De beklagcommissie heeft klager niet-ontvankelijk verklaard in zijn beklag onder a en c en heeft het beklag onder b en d ongegrond verklaard, een en ander op de gronden als in de aangehechte uitspraak weergegeven.

2. De standpunten van klager en het hoofd van de inrichting
Door en namens klager is in beroep het tegenover de beklagcommissie ingenomen standpunt als volgt toegelicht.
a: Uit uitspraak ECLI:NL:HR:2011:BR5223 volgt dat deze afdeling wel degelijk een afdeling voor intensieve zorg is. Klager heeft op de afdeling Isis I achterstand in de behandeling opgelopen, omdat hij daar wel op de groep verbleef en sportte, maar hem
verder geen behandeling is aangeboden. Klager vermoedt dat dit te maken heeft met de reden van zijn overplaatsing naar die afdeling (de EO-uitzending van april 2014).
b: De inrichting moet volgens de regelgeving vaststellen in hoeverre een patiënt kan werken. Klager heeft recht op een uitkering van 70 % omdat hij wel wil maar niet kan werken. Klager kan niet stilzitten. Hij is getraumatiseerd, heeft psychische
klachten en heeft daardoor geen rust. Klager heeft tevergeefs geprobeerd een medische verklaring van de inrichtingsarts en de psychiater te verkrijgen maar wordt door hen van het kastje naar de muur gestuurd. Klager heeft daarom een brief aan
personeelslid Van L. gestuurd en ook personeelslid P. benaderd, maar ook van hen heeft hij niets meer vernomen.
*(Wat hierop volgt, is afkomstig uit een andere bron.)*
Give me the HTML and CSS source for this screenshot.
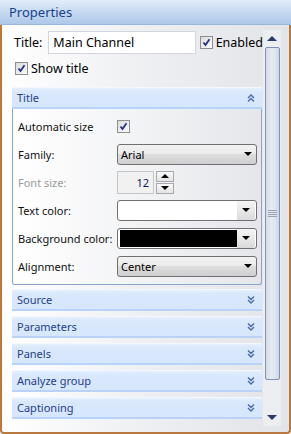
FILE: index.html
```html
<!DOCTYPE html>
<html>
<head>
<meta charset="utf-8">
<link rel="stylesheet" href="styles.css">
</head>
<body>
<div class="window">
  <div class="header">Properties</div>
  <div class="frame">
    <div class="main">
      <div class="row-title">
        <span class="lbl-big">Title:</span>
        <div class="textbox">Main Channel</div>
        <span class="chk checked"><svg viewBox="0 0 9 9" width="9" height="9"><path d="M1.5 4.5 L3.5 7 L7.5 1.2" fill="none" stroke="#23318c" stroke-width="1.8"/></svg></span>
        <span class="lbl-big">Enabled</span>
      </div>
      <div class="row-show">
        <span class="chk checked"><svg viewBox="0 0 9 9" width="9" height="9"><path d="M1.5 4.5 L3.5 7 L7.5 1.2" fill="none" stroke="#23318c" stroke-width="1.8"/></svg></span>
        <span class="lbl-big">Show title</span>
      </div>

      <div class="sect first">
        <span>Title</span>
        <svg class="chev" viewBox="0 0 8 8" width="8" height="8"><path d="M1 4 L4 1 L7 4 M1 7.5 L4 4.5 L7 7.5" fill="none" stroke="#4a6aa5" stroke-width="1.4"/></svg>
      </div>
      <div class="panel">
        <div class="prow">
          <span class="plbl">Automatic size</span>
          <span class="chk checked small"><svg viewBox="0 0 9 9" width="9" height="9"><path d="M1.5 4.5 L3.5 7 L7.5 1.2" fill="none" stroke="#23318c" stroke-width="1.8"/></svg></span>
        </div>
        <div class="prow">
          <span class="plbl">Family:</span>
          <div class="combo"><span class="ctext">Arial</span><span class="arrow"></span></div>
        </div>
        <div class="prow">
          <span class="plbl disabled">Font size:</span>
          <div class="spin">
            <div class="spinval">12</div>
            <div class="spinbtns">
              <div class="sbtn"><span class="tri-up"></span></div>
              <div class="sbtn"><span class="tri-dn"></span></div>
            </div>
          </div>
        </div>
        <div class="prow">
          <span class="plbl">Text color:</span>
          <div class="combo color"><span class="swatch white"></span><span class="cbtn"><span class="arrow"></span></span></div>
        </div>
        <div class="prow">
          <span class="plbl">Background color:</span>
          <div class="combo color"><span class="swatch black"></span><span class="cbtn"><span class="arrow"></span></span></div>
        </div>
        <div class="prow">
          <span class="plbl">Alignment:</span>
          <div class="combo"><span class="ctext">Center</span><span class="arrow"></span></div>
        </div>
      </div>

      <div class="sect gap4">
        <span>Source</span>
        <svg class="chev" viewBox="0 0 8 8" width="8" height="8"><path d="M1 0.5 L4 3.5 L7 0.5 M1 4 L4 7 L7 4" fill="none" stroke="#4a6aa5" stroke-width="1.4"/></svg>
      </div>
      <div class="sect">
        <span>Parameters</span>
        <svg class="chev" viewBox="0 0 8 8" width="8" height="8"><path d="M1 0.5 L4 3.5 L7 0.5 M1 4 L4 7 L7 4" fill="none" stroke="#4a6aa5" stroke-width="1.4"/></svg>
      </div>
      <div class="sect">
        <span>Panels</span>
        <svg class="chev" viewBox="0 0 8 8" width="8" height="8"><path d="M1 0.5 L4 3.5 L7 0.5 M1 4 L4 7 L7 4" fill="none" stroke="#4a6aa5" stroke-width="1.4"/></svg>
      </div>
      <div class="sect">
        <span>Analyze group</span>
        <svg class="chev" viewBox="0 0 8 8" width="8" height="8"><path d="M1 0.5 L4 3.5 L7 0.5 M1 4 L4 7 L7 4" fill="none" stroke="#4a6aa5" stroke-width="1.4"/></svg>
      </div>
      <div class="sect">
        <span>Captioning</span>
        <svg class="chev" viewBox="0 0 8 8" width="8" height="8"><path d="M1 0.5 L4 3.5 L7 0.5 M1 4 L4 7 L7 4" fill="none" stroke="#4a6aa5" stroke-width="1.4"/></svg>
      </div>
    </div>
    <div class="scroll">
      <div class="sarrow"><span class="stri-up"></span></div>
      <div class="thumb"><span class="grip"></span></div>
      <div class="sarrow bottom"><span class="stri-dn"></span></div>
    </div>
  </div>
</div>
</body>
</html>
```

FILE: styles.css
```css
* { box-sizing: border-box; }
html, body { margin: 0; padding: 0; }
body {
  width: 291px;
  height: 434px;
  background: #ffffff;
  font-family: "Noto Sans", "DejaVu Sans", sans-serif;
  overflow: hidden;
}
.window {
  width: 291px;
  height: 434px;
  display: flex;
  flex-direction: column;
}
.header {
  height: 25px;
  flex: none;
  padding-left: 9px;
  line-height: 25px;
  font-size: 13px;
  color: #15428b;
  background: linear-gradient(to bottom, #e3edf9 0%, #c9dbf1 45%, #aec8ea 100%);
  border-bottom: 1px solid #9ab6dc;
}
.frame {
  flex: 1;
  display: flex;
  border-left: 2px solid #b8783f;
  border-right: 2px solid #b8783f;
  border-bottom: 2px solid #b8783f;
  border-radius: 0 0 4px 4px;
  background: linear-gradient(to right, #ffffff 0%, #eeeff2 50%, #e2e4e8 100%);
}
.main {
  width: 261px;
  flex: none;
  display: flex;
  flex-direction: column;
}
.row-title {
  margin-top: 6px;
  height: 23px;
  display: flex;
  align-items: center;
  padding-left: 12px;
}
.lbl-big {
  font-size: 12.5px;
  color: #000;
}
.textbox {
  margin-left: 6px;
  width: 149px;
  height: 23px;
  background: #fff;
  border: 1px solid #d3d6da;
  font-size: 12.5px;
  line-height: 21px;
  padding-left: 4px;
  color: #000;
  margin-right: 4px;
}
.chk {
  width: 13px;
  height: 13px;
  flex: none;
  border: 1px solid #8e8f8f;
  background: linear-gradient(135deg, #dcdcdc, #fbfbfb);
  display: flex;
  align-items: center;
  justify-content: center;
  margin-right: 3px;
}
.chk svg { display: block; }
.row-show {
  margin-top: 8px;
  height: 13px;
  display: flex;
  align-items: center;
  padding-left: 13px;
}
.sect {
  margin-left: 10px;
  width: 250px;
  height: 22px;
  flex: none;
  display: flex;
  align-items: center;
  justify-content: space-between;
  padding-left: 5px;
  padding-right: 7px;
  background: linear-gradient(to bottom, #e6f0fd 0%, #d9e8fc 20%, #d6e6fc 100%);
  border-top: 1px solid #f4f8fe;
  border-bottom: 2px solid #b9d2f5;
  font-size: 11px;
  color: #1f3f86;
  margin-top: 5px;
}
.sect.first { margin-top: 12px; }
.sect.gap4 { margin-top: 4px; }
.chev { display: block; }
.panel {
  margin-left: 10px;
  width: 250px;
  height: 176px;
  flex: none;
  border: 1px solid #8ca4c7;
  border-top: none;
  border-radius: 0 0 3px 3px;
  background: linear-gradient(to right, #ffffff 0%, #f1f2f4 55%, #e4e6ea 100%);
  padding-top: 3px;
}
.prow {
  height: 28px;
  display: flex;
  align-items: center;
  padding-left: 5px;
}
.plbl {
  width: 99px;
  flex: none;
  font-size: 11px;
  color: #111;
}
.plbl.disabled { color: #9b9b9b; }
.chk.small { margin-left: 0; }
.combo {
  width: 140px;
  height: 21px;
  border: 1px solid #707070;
  border-radius: 3px;
  background: linear-gradient(to bottom, #f2f2f2 0%, #ebebeb 45%, #dddddd 50%, #cfcfcf 100%);
  display: flex;
  align-items: center;
  justify-content: space-between;
  padding-left: 3px;
  padding-right: 4px;
}
.ctext { font-size: 11px; color: #000; }
.arrow {
  width: 0; height: 0;
  border-left: 4px solid transparent;
  border-right: 4px solid transparent;
  border-top: 4px solid #000;
}
.combo.color {
  padding: 1px;
  background: #fff;
  border-color: #707070;
}
.swatch {
  flex: 1;
  height: 17px;
  margin-left: 1px;
}
.swatch.white { background: #fff; }
.swatch.black { background: #000; }
.cbtn {
  width: 18px;
  height: 19px;
  display: flex;
  align-items: center;
  justify-content: center;
  background: linear-gradient(to bottom, #f4f4f4 0%, #e9e9e9 50%, #dadada 100%);
  border-radius: 0 2px 2px 0;
}
.spin {
  display: flex;
  align-items: stretch;
  height: 23px;
}
.spinval {
  width: 37px;
  border: 1px solid #c4c6ca;
  background: #f1f1f1;
  font-size: 11px;
  text-align: right;
  padding-right: 4px;
  line-height: 21px;
  color: #102060;
}
.spinbtns {
  width: 18px;
  margin-left: 2px;
  display: flex;
  flex-direction: column;
  gap: 1px;
}
.sbtn {
  flex: 1;
  border: 1px solid #a7a9ad;
  background: linear-gradient(to bottom, #fafafa, #e3e3e3);
  display: flex;
  align-items: center;
  justify-content: center;
}
.tri-up {
  width: 0; height: 0;
  border-left: 4px solid transparent;
  border-right: 4px solid transparent;
  border-bottom: 4px solid #000;
}
.tri-dn {
  width: 0; height: 0;
  border-left: 4px solid transparent;
  border-right: 4px solid transparent;
  border-top: 4px solid #000;
}
.scroll {
  width: 18px;
  flex: none;
  margin-top: 5px;
  margin-bottom: 6px;
  display: flex;
  flex-direction: column;
  background: #eceef1;
}
.sarrow {
  height: 17px;
  flex: none;
  display: flex;
  align-items: center;
  justify-content: center;
}
.stri-up {
  width: 0; height: 0;
  border-left: 5px solid transparent;
  border-right: 5px solid transparent;
  border-bottom: 5px solid #28396a;
}
.stri-dn {
  width: 0; height: 0;
  border-left: 5px solid transparent;
  border-right: 5px solid transparent;
  border-top: 5px solid #28396a;
}
.thumb {
  margin: 0 1px 0 2px;
  height: 333px;
  flex: none;
  border: 1px solid #7f92b8;
  border-radius: 2px;
  background: linear-gradient(to right, #d5dce8 0%, #e6ebf2 40%, #dfe5ee 70%, #cdd5e2 100%);
  display: flex;
  align-items: center;
  justify-content: center;
}
.grip {
  width: 9px;
  height: 7px;
  background: repeating-linear-gradient(to bottom, #9aa4b4 0px, #9aa4b4 1px, transparent 1px, transparent 2px);
}
.sarrow.bottom { margin-top: auto; }
```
In de laatste behandelplanbespreking heeft klager daarom gemeld het zat te zijn. Op de afdeling Chepri heeft klager eenmaal met een
psychiater gesproken, maar tijdens zijn verblijf op Isis I nooit, terwijl ook op die afdeling de vraag naar zijn psychische arbeidsongeschiktheid relevant was. Het is de vraag hoe een psychiater op basis van één gesprek in staat kan worden geacht te
concluderen dat geen beperkingen bestaan ten aanzien van de arbeidsgeschiktheid. Klager geeft de beroepscommissie desgewenst toestemming om de desbetreffende gegevens op te vragen bij de betrokken psychiater teneinde de beweringen van de inrichting en
van klager te kunnen verifiëren.
c: Klager is al op zaterdag 13 december 2014 afgezonderd. Hij is die dag direct na het bezoek om 14.58 uur achter de deur gezet tot maandag 15 december 2014.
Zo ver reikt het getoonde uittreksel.